Happy Halloween. So it seems we’re going to have some time on our hands in the musical world, whether we like it or not. It’s clear now. We’re not getting back to anything resembling normal musical life until the fall – next fall that is, September 2021. Joe Biden will have been president for almost a year before we get to go to another live concert (the joke should work either way no matter next Tuesday’s result). And if it’s smart, the classical musical world will use this forced hiatus in its life cycle to confront some of its powerful existential dilemmas.
I know, I know this may seem like exactly the wrong time. High financial anxiety in the classical world may well be upon us a year from now. The Toronto Symphony, for example, just released its financial statement for their fiscal year 2019-2020, which ended in June, reporting a $600,000 deficit. That represents just four months of reduced activity. What will 15 months look like? It will be more difficult to ask institutions facing potential financial catastrophe to keep their minds on balance and inclusiveness in their hiring and programming, the true nature of classical art in a multicultural society, and other such esoteric existential questions when they’re just trying to keep the lights on.

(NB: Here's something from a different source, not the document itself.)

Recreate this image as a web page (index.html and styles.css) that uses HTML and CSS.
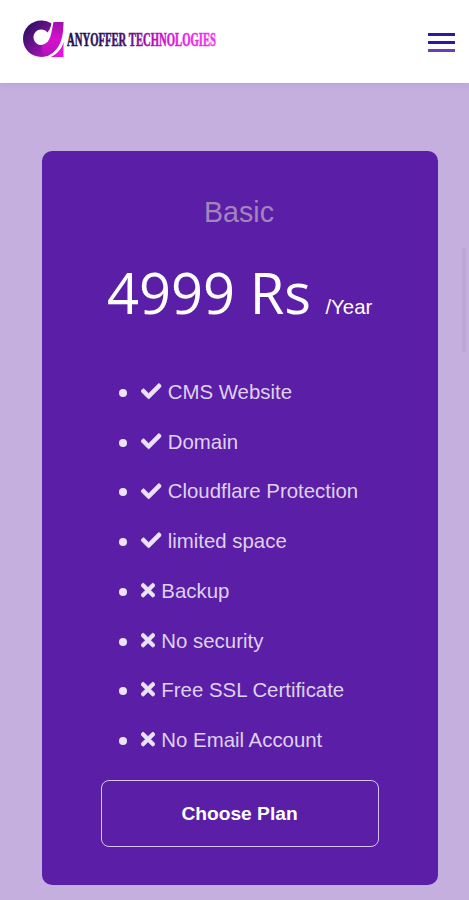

But we have to. The world is full of institutions who ignored different sorts of challenges, assuming they would pass by, who are now in a death spiral because of their studied indifference to these challenges. Institutions like the recording business, the news business, the TV business, the magazine business, pretty soon the airline business, the hospitality business, and many others. If the thing we call classical music wants not just to survive, but to thrive, it’s got to understand itself in a fundamentally new way.